Never let exploding enemies group up on you. If several are closing at once, dash through a gap and put distance between you and the pack rather than backpedalling into a corner or off an island edge. Reposition, then deal with them from range.
The general rule is simple — deal with whatever can punish you immediately first (exploding rushers, then elites), and let your aura and passive damage handle the trickle of weaker enemies while you do it.
Commit to a Build, Then Decide When to Push
The final beginner lesson ties the rest together. Commit to one build early and stack synergistic perks rather than spreading thin. A focused build that doubles and triples down on a few mechanics will out-scale a scattered collection of one-off upgrades every time. When a perk reinforces your direction, take it; when it pulls you sideways into a new mechanic with nothing supporting it, usually skip it.
Keep a secondary damage source as a safety net — an aura, your ability, or stacked mods — so a single bad weapon roll does not end your run. The strongest beginner builds layer constant aura damage under a reliable weapon and a crowd-clearing ability.
On difficulty, start on Easy or Normal. These tiers give you room to learn the movement and the shop loop without being punished for every mistake. The harder tiers, Nightmare and Ultra Chaos, plus the optional modifiers, exist for when your build and reflexes are dependable.

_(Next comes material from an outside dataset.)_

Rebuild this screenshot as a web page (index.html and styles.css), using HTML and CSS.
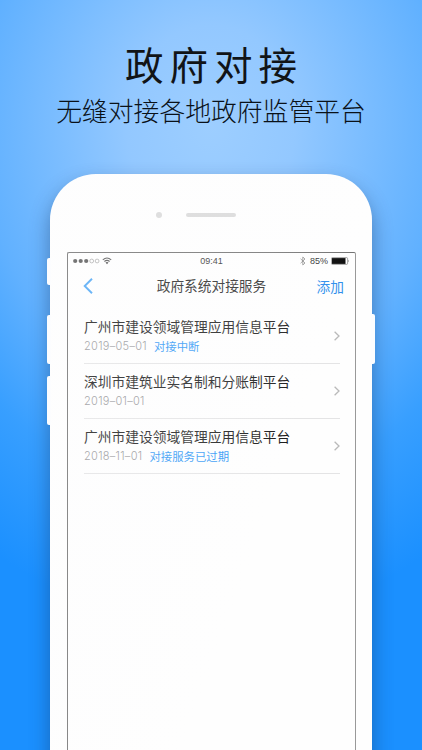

| Difficulty | When to play it |
|---|---|
| Easy | Your very first runs — learn movement and the loop |
| Normal | Once you can clear a few islands without panic |
| Nightmare | When your build reliably carries a full run |
| Ultra Chaos | For tested builds and confident movement only |
Push to a higher tier only when your current one feels routine — not when you have had one lucky run. If you want to know how the game holds up before you sink hours into it, read our Crab Champions review. Otherwise, jump in, keep moving, stack your aura, and see how far up you can climb.